Sir Richard Moon

The first general manager of the L&NWR was Captain Mark Huish who has to be credited with laying the ground for the effective railways that it proved to be. When Huish retired in 1861 he was succeeded by Sir Richard Moon who for the next 30 years steered the company into its premier status. He was acknowledged as one of the most able managers of his age and was apparently a tough, austere character, described by Hamilton Ellis as “incorruptible and one of the most terrifying personages in Victorian private business”. Hamilton Ellis further characterizes his achievement as transforming a loose amalgam of railways into “a totalitarian corporate state in nineteenth century capitalism”.
He kept a gimlet eye on costs and while the railway was run with efficiency it meant that trains were not especially fast. Speed was expensive and Moon decreed that trains should not exceed an average speed 40mph.

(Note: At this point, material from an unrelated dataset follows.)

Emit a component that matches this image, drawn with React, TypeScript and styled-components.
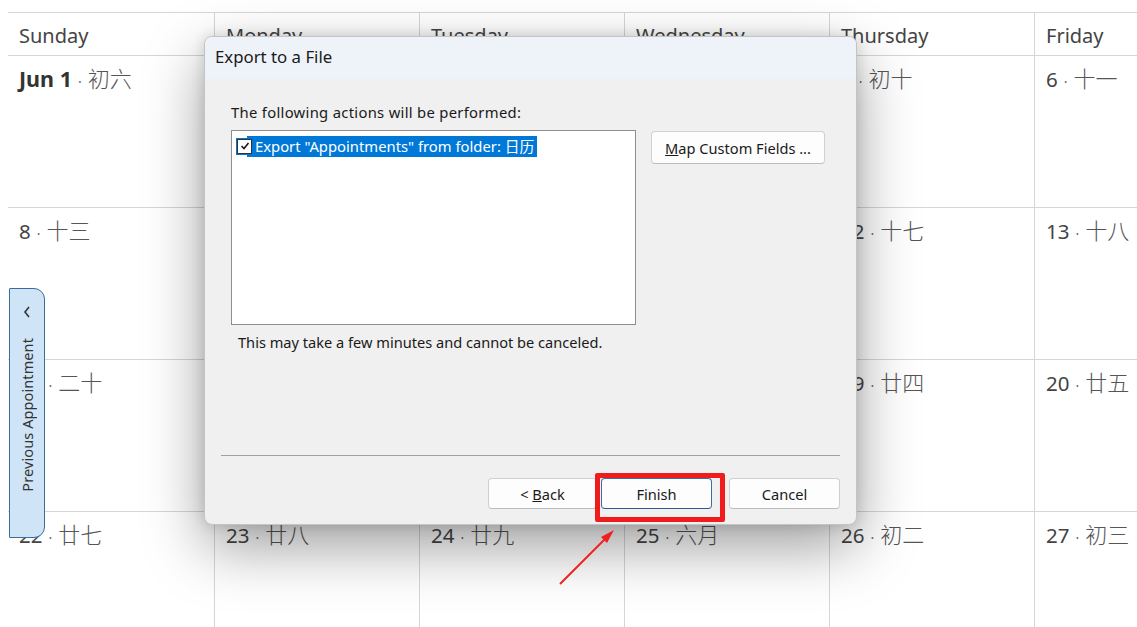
import { FC } from "react";
import styled, { createGlobalStyle } from "styled-components";

const GlobalStyle = createGlobalStyle`
    html, body {
        margin: 0;
        padding: 0;
        background: #ffffff;
        overflow: hidden;
    }
    * {
        box-sizing: border-box;
    }
`;

const FONT = `"Noto Sans", "Noto Sans CJK SC", sans-serif`;

const days = ["Sunday", "Monday", "Tuesday", "Wednesday", "Thursday", "Friday", "Saturday"];

const weeks: { day: string; lunar: string; bold?: boolean }[][] = [
    [
        { day: "Jun 1", lunar: "初六", bold: true },
        { day: "2", lunar: "初七" },
        { day: "3", lunar: "初八" },
        { day: "4", lunar: "初九" },
        { day: "5", lunar: "初十" },
        { day: "6", lunar: "十一" },
        { day: "7", lunar: "十二" },
    ],
    [
        { day: "8", lunar: "十三" },
        { day: "9", lunar: "十四" },
        { day: "10", lunar: "十五" },
        { day: "11", lunar: "十六" },
        { day: "12", lunar: "十七" },
        { day: "13", lunar: "十八" },
        { day: "14", lunar: "十九" },
    ],
    [
        { day: "15", lunar: "二十" },
        { day: "16", lunar: "廿一" },
        { day: "17", lunar: "廿二" },
        { day: "18", lunar: "廿三" },
        { day: "19", lunar: "廿四" },
        { day: "20", lunar: "廿五" },
        { day: "21", lunar: "廿六" },
    ],
    [
        { day: "22", lunar: "廿七" },
        { day: "23", lunar: "廿八" },
        { day: "24", lunar: "廿九" },
        { day: "25", lunar: "六月" },
        { day: "26", lunar: "初二" },
        { day: "27", lunar: "初三" },
        { day: "28", lunar: "初四" },
    ],
];

export const App: FC = () => {
    return (
        <Page>
            <GlobalStyle />
            <Calendar>
                <HeaderRow>
                    {days.map((d, i) => (
                        <HeaderCell key={d} $first={i === 0}>
                            {d}
                        </HeaderCell>
                    ))}
                </HeaderRow>
                {weeks.map((week, w) => (
                    <WeekRow key={w}>
                        {week.map((cell, i) => (
                            <DayCell key={i} $first={i === 0}>
                                <DayNum $bold={cell.bold}>{cell.day}</DayNum>
                                <Dot>·</Dot>
                                <Lunar>{cell.lunar}</Lunar>
                            </DayCell>
                        ))}
                    </WeekRow>
                ))}
            </Calendar>

            <SideTab>
                <Chevron viewBox="0 0 10 14">
                    <path d="M7 2 L3 7 L7 12" fill="none" stroke="#333" strokeWidth="1.6" />
                </Chevron>
                <SideLabel>Previous Appointment</SideLabel>
            </SideTab>

            <Dialog>
                <TitleBar>Export to a File</TitleBar>
                <DialogBody>
                    <Label>The following actions will be performed:</Label>
                    <ListRow>
                        <ListBox>
                            <ListItem>
                                <CheckBox>
                                    <svg width="10" height="10" viewBox="0 0 10 10">
                                        <path
                                            d="M1.5 5 L4 7.5 L8.5 2"
                                            fill="none"
                                            stroke="#1a1a1a"
                                            strokeWidth="1.6"
                                        />
                                    </svg>
                                </CheckBox>
                                <ItemText>Export "Appointments" from folder: 日历</ItemText>
                            </ListItem>
                        </ListBox>
                        <MapButton>
                            <u>M</u>ap Custom Fields ...
                        </MapButton>
                    </ListRow>
                    <Note>This may take a few minutes and cannot be canceled.</Note>
                    <Spacer />
                    <Separator />
                    <ButtonRow>
                        <WizButton $width={109}>
                            &lt; <u>B</u>ack
                        </WizButton>
                        <WizButton $width={111} $default>
                            Finish
                        </WizButton>
                        <WizButton $width={111} $gapLeft={17}>
                            Cancel
                        </WizButton>
                    </ButtonRow>
                </DialogBody>
            </Dialog>

            <Highlight />
            <Arrow viewBox="0 0 80 80" width="80" height="80">
                <line x1="6" y1="64" x2="54" y2="16" stroke="#ee2020" strokeWidth="2" />
                <path d="M60 10 L47 17 L53 23 Z" fill="#ee2020" />
            </Arrow>
        </Page>
    );
};

export default App;

const Page = styled.div`
    position: relative;
    width: 1137px;
    height: 627px;
    overflow: hidden;
    background: #ffffff;
    font-family: ${FONT};
`;

const Calendar = styled.div`
    padding: 12px 0 0 8px;
    display: flex;
    flex-direction: column;
`;

const HeaderRow = styled.div`
    display: grid;
    grid-template-columns: 206px repeat(6, 205px);
    height: 44px;
    border-top: 1px solid #d6d6d6;
    border-bottom: 1px solid #d6d6d6;
`;

const HeaderCell = styled.div<{ $first?: boolean }>`
    border-left: ${(p) => (p.$first ? "none" : "1px solid #d6d6d6")};
    padding: 10px 0 0 11px;
    font-size: 20px;
    color: #444;
    line-height: 26px;
`;

const WeekRow = styled.div`
    display: grid;
    grid-template-columns: 206px repeat(6, 205px);
    height: 152px;
    border-bottom: 1px solid #d6d6d6;
`;

const DayCell = styled.div<{ $first?: boolean }>`
    border-left: ${(p) => (p.$first ? "none" : "1px solid #d6d6d6")};
    padding: 7px 0 0 11px;
    display: flex;
    align-items: baseline;
    gap: 6px;
    font-size: 20.5px;
    line-height: 28px;
    color: #444;
`;

const DayNum = styled.span<{ $bold?: boolean }>`
    font-weight: ${(p) => (p.$bold ? 700 : 400)};
    color: ${(p) => (p.$bold ? "#333" : "#444")};
    font-size: ${(p) => (p.$bold ? "21.5px" : "20.5px")};
`;

const Dot = styled.span`
    font-size: 14px;
    color: #666;
`;

const Lunar = styled.span`
    font-family: "Noto Sans CJK SC", sans-serif;
    font-weight: 300;
    font-size: 22px;
    color: #555;
`;

const SideTab = styled.div`
    position: absolute;
    left: 9px;
    top: 288px;
    width: 36px;
    height: 250px;
    background: #cfe4f7;
    border: 1px solid #3c6c9c;
    border-radius: 1px 11px 11px 1px;
    display: flex;
    flex-direction: column;
    align-items: center;
    padding-top: 16px;
    gap: 19px;
`;

const Chevron = styled.svg`
    width: 10px;
    height: 14px;
`;

const SideLabel = styled.div`
    writing-mode: vertical-rl;
    transform: rotate(180deg);
    font-size: 14.5px;
    color: #333;
    white-space: nowrap;
    letter-spacing: 0.1px;
`;

const Dialog = styled.div`
    position: absolute;
    left: 204px;
    top: 36px;
    width: 653px;
    height: 489px;
    border-radius: 8px;
    border: 1px solid #c4c4c4;
    background: #f0f0f0;
    box-shadow: 0 22px 60px rgba(0, 0, 0, 0.38), 0 0 14px rgba(0, 0, 0, 0.14);
    display: flex;
    flex-direction: column;
    overflow: hidden;
`;

const TitleBar = styled.div`
    height: 42px;
    background: #eef3f9;
    padding: 0 0 4px 10px;
    display: flex;
    align-items: center;
    font-size: 16.8px;
    color: #1a1a1a;
`;

const DialogBody = styled.div`
    flex: 1;
    display: flex;
    flex-direction: column;
    padding: 23px 16px 15px 26px;
    font-family: ${FONT};
`;

const Label = styled.div`
    font-size: 14.8px;
    line-height: 20px;
    color: #1a1a1a;
    margin-bottom: 8px;
    letter-spacing: 0.3px;
`;

const ListRow = styled.div`
    display: flex;
    align-items: flex-start;
    gap: 15px;
`;

const ListBox = styled.div`
    width: 405px;
    height: 195px;
    background: #ffffff;
    border: 1px solid #8e8e8e;
    padding: 4px 0 0 5px;
`;

const ListItem = styled.div`
    display: flex;
    align-items: center;
    height: 22px;
`;

const CheckBox = styled.div`
    width: 15px;
    height: 15px;
    background: #ffffff;
    border: 1px solid #333;
    box-shadow: 0 0 0 1px #0078d7;
    display: flex;
    align-items: center;
    justify-content: center;
    margin-right: 1px;
    position: relative;
    z-index: 1;
`;

const ItemText = styled.div`
    background: #0078d7;
    color: #ffffff;
    font-size: 14.8px;
    height: 21px;
    line-height: 21px;
    padding: 0 3px 0 8px;
    margin-left: -6px;
`;

const MapButton = styled.button`
    width: 174px;
    height: 33px;
    margin-top: 1px;
    background: #fdfdfd;
    border: 1px solid #d0d0d0;
    border-bottom-color: #bcbcbc;
    border-radius: 4px;
    font-family: ${FONT};
    font-size: 14.6px;
    color: #1a1a1a;
    padding: 0;
`;

const Note = styled.div`
    margin: 7px 0 0 7px;
    font-size: 14.6px;
    line-height: 20px;
    color: #1a1a1a;
`;

const Spacer = styled.div`
    flex: 1;
`;

const Separator = styled.div`
    height: 1px;
    background: #a0a0a0;
    margin-left: -10px;
    margin-bottom: 22px;
`;

const ButtonRow = styled.div`
    display: flex;
    justify-content: flex-end;
    gap: 4px;
`;

const WizButton = styled.button<{ $width: number; $default?: boolean; $gapLeft?: number }>`
    width: ${(p) => p.$width}px;
    height: 31px;
    margin-left: ${(p) => (p.$gapLeft ? p.$gapLeft - 4 : 0)}px;
    background: #fdfdfd;
    border: 1px solid ${(p) => (p.$default ? "#3a6ea5" : "#d0d0d0")};
    border-bottom-color: ${(p) => (p.$default ? "#2b5b8f" : "#bcbcbc")};
    border-radius: 4px;
    font-family: ${FONT};
    font-size: 14.6px;
    color: #1a1a1a;
    padding: 0;
`;

const Highlight = styled.div`
    position: absolute;
    left: 595px;
    top: 473px;
    width: 130px;
    height: 49px;
    border: 5px solid #f01c1c;
    border-radius: 2px;
`;

const Arrow = styled.svg`
    position: absolute;
    left: 554px;
    top: 520px;
`;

Since no other means of transport could go faster in the 19th century this may not have seemed to matter much but when rival companies began to publish faster timetables this began to matter, and in the 1880s passengers were beginning to desert the L&NWR on duplicate routes. So a speed war broke out for a few years, eventually settling down with no clear winners but a general increase in average speeds on the main line routes.
Moon left his mark on Wolverton in two ways – firstly there is the short street of fairly substantial houses leading to the school that was named after him; second his scheme to bypass Wolverton works and build a third station.
The original line followed what is now McConnell Drive and the second station was located near Glyn Square. Moon wanted the works to be integrated and separate from passenger traffic and the loop line, complete with new embankment was built at considerable expense and somewhat at odds with his known parsimony.
Local Wolverton folk did not think much of the idea and the venture was nicknamed “Moon’s Folly”.